» WHAT THE TASK REQUIRES: Search the data for the string "index" and extract every line where it appears.
╭──
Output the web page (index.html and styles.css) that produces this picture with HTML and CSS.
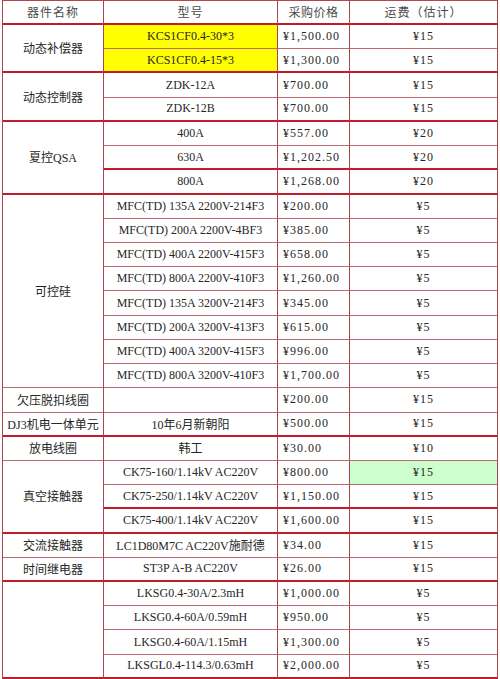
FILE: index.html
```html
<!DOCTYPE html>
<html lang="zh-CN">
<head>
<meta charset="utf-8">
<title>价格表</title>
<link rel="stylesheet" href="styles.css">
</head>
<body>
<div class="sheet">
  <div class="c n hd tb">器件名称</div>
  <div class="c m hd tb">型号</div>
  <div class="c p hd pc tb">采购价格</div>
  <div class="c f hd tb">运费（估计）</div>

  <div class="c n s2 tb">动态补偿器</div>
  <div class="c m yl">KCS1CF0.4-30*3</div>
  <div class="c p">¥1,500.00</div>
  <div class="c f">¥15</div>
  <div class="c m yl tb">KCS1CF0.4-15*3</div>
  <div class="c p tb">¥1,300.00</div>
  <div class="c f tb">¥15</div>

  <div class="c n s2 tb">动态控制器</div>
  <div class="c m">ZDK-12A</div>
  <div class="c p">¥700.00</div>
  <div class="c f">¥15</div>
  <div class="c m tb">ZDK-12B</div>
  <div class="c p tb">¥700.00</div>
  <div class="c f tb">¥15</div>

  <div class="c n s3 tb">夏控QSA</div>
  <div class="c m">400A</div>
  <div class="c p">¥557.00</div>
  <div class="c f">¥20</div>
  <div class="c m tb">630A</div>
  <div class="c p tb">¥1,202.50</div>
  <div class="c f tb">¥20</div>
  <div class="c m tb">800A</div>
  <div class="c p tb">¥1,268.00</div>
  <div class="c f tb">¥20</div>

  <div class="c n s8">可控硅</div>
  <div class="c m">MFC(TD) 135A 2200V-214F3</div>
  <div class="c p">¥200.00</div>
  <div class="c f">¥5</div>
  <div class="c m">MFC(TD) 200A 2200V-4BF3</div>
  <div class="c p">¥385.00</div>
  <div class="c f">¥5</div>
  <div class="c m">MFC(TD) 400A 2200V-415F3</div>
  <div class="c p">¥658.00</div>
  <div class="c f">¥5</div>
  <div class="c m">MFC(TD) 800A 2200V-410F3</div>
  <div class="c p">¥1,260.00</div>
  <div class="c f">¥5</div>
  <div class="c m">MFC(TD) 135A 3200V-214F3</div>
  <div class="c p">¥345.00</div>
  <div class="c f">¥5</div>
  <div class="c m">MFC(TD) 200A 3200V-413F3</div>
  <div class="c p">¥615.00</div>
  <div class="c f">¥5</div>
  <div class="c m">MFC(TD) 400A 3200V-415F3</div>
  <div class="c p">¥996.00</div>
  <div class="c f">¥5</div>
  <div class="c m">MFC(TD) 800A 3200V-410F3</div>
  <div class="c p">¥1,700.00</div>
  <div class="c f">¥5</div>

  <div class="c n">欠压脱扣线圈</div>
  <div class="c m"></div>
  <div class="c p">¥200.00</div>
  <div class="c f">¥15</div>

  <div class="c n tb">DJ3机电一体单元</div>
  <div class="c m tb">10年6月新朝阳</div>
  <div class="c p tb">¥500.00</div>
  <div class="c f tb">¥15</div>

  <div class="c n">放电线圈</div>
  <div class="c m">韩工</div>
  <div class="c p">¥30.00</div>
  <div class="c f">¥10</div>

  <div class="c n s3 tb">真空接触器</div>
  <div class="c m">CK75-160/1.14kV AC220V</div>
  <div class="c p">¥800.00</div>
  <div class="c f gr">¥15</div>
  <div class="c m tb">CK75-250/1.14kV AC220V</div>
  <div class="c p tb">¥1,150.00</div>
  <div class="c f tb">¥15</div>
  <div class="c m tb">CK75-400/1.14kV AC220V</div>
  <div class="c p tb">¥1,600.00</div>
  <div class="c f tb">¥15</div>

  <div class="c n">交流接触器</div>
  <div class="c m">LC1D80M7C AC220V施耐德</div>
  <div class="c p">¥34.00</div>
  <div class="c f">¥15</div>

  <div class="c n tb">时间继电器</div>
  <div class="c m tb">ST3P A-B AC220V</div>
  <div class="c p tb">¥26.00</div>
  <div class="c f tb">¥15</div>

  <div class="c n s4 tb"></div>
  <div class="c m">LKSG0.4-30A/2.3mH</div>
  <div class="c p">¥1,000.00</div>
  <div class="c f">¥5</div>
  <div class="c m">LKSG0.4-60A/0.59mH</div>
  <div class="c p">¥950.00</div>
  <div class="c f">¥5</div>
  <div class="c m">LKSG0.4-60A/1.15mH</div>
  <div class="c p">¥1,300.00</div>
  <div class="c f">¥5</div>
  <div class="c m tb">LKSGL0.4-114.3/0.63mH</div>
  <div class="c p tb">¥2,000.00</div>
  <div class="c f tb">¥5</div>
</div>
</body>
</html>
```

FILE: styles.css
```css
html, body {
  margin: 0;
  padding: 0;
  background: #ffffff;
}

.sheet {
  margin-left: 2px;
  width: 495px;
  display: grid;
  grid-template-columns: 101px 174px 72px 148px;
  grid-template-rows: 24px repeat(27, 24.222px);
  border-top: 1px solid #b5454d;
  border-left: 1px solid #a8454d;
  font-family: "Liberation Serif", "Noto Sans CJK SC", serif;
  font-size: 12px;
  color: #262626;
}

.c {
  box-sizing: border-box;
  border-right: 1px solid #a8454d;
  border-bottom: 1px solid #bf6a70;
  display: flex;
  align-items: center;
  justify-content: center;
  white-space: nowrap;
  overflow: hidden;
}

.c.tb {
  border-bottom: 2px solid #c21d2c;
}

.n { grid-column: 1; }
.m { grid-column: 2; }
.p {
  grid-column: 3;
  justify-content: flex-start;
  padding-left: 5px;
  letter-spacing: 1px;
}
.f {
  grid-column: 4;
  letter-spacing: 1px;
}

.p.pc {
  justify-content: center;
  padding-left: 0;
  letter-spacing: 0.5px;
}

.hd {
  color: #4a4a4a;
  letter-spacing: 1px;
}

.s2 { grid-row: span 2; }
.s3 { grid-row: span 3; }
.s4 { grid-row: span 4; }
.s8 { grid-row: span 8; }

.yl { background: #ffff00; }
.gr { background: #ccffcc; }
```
╰──
╭──
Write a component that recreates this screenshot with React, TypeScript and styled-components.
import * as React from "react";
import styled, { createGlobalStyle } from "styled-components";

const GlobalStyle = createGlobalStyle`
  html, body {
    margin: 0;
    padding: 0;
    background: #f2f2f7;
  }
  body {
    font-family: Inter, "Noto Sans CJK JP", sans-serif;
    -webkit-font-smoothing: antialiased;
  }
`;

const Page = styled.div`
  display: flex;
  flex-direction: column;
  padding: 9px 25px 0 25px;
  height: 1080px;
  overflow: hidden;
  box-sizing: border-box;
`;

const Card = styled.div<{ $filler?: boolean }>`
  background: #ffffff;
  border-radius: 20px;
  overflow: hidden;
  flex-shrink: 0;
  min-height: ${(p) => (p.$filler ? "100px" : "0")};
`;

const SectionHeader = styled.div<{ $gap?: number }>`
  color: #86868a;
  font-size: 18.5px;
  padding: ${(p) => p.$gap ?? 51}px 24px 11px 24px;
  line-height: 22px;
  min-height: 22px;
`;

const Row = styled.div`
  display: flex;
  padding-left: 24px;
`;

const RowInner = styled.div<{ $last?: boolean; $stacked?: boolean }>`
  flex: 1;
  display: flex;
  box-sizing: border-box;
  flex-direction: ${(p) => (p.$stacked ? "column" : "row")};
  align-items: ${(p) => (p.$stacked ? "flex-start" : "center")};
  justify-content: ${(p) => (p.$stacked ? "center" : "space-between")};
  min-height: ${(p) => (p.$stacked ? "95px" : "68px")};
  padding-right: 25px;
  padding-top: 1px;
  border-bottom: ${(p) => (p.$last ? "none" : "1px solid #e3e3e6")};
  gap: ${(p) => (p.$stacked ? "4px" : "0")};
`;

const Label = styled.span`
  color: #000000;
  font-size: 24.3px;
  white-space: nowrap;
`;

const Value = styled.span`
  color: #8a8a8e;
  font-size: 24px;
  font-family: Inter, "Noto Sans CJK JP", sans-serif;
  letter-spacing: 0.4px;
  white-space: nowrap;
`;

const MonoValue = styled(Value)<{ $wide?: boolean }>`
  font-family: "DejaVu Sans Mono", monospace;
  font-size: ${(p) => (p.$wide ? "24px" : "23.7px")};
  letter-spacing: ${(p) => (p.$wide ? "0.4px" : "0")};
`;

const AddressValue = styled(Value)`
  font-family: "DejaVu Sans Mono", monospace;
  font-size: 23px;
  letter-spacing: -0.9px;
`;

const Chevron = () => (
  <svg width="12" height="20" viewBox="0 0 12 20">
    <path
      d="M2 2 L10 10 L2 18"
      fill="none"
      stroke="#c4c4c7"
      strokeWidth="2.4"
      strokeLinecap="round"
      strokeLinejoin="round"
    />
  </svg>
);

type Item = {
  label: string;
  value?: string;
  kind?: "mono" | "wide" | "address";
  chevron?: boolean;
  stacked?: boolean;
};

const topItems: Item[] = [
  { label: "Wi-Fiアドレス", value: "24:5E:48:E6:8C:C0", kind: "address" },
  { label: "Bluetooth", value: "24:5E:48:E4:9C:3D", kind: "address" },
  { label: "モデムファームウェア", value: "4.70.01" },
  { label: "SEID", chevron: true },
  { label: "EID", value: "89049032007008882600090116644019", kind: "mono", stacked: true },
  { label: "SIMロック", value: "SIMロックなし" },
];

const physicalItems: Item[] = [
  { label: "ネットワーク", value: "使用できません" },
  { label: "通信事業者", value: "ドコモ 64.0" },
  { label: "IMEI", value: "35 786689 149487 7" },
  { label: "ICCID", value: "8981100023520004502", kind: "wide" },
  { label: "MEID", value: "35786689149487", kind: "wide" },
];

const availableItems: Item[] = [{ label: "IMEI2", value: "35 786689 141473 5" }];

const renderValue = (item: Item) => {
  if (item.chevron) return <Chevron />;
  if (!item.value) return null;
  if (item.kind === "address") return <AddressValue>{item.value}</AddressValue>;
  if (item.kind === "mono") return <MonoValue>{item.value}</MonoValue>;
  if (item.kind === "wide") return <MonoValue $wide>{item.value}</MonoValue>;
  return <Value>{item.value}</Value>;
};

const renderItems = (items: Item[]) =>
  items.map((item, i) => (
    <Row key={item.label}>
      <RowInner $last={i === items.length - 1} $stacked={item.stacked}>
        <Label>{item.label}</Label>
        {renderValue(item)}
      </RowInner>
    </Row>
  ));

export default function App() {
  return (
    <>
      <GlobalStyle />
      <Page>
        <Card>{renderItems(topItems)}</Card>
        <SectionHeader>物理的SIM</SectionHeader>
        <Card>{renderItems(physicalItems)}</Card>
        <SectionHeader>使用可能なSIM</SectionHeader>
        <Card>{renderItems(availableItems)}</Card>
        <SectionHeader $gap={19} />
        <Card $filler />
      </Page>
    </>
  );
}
╰──
╭──
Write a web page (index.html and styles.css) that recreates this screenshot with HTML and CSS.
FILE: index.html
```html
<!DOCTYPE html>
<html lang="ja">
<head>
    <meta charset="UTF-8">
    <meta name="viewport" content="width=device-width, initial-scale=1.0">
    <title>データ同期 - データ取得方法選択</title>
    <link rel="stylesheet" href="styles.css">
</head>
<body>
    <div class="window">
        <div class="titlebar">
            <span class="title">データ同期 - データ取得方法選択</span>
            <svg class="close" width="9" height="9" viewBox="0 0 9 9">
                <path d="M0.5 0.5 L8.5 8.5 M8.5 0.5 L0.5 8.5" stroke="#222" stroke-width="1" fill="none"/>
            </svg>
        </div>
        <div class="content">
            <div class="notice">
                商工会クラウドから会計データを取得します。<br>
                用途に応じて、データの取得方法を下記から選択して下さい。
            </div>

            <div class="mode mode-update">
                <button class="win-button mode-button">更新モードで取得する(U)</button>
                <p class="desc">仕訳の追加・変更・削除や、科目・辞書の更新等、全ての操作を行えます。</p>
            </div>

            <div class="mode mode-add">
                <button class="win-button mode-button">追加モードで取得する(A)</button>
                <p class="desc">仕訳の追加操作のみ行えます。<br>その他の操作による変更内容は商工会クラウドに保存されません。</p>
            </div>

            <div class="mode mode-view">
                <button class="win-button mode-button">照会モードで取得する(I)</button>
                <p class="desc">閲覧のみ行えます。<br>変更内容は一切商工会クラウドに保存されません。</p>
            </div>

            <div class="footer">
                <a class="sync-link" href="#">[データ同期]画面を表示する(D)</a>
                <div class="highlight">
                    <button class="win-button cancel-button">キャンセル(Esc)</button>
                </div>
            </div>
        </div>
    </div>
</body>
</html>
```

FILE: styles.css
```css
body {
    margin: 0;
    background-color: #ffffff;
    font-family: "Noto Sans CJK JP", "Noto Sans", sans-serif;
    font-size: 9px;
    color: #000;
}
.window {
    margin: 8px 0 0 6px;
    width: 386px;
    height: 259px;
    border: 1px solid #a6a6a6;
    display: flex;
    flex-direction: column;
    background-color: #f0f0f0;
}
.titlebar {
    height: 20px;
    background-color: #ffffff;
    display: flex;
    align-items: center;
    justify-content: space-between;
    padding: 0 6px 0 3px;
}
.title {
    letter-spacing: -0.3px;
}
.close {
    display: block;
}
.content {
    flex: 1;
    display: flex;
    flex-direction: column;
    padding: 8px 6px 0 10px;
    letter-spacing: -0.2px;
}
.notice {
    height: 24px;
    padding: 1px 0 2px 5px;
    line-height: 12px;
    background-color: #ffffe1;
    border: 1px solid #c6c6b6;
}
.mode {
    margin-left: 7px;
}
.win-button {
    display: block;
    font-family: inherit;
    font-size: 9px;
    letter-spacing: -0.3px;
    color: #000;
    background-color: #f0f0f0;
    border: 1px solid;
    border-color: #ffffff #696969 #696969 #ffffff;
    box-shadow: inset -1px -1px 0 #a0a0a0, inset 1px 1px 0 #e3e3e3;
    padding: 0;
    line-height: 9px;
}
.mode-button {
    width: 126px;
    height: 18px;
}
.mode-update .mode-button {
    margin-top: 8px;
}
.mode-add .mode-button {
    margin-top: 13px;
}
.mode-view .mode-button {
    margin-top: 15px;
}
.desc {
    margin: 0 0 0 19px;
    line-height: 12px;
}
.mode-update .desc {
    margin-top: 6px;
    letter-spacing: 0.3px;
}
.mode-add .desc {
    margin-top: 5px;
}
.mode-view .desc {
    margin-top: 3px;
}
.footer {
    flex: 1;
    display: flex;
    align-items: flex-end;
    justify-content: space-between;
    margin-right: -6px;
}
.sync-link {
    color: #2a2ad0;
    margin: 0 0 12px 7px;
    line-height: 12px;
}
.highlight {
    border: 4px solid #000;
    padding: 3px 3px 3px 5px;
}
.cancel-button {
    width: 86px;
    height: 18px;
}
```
╰──
» RIGHT ANSWER:
Output the web page (index.html and styles.css) that produces this picture with HTML and CSS.
FILE: index.html
Write a web page (index.html and styles.css) that recreates this screenshot with HTML and CSS.
FILE: index.html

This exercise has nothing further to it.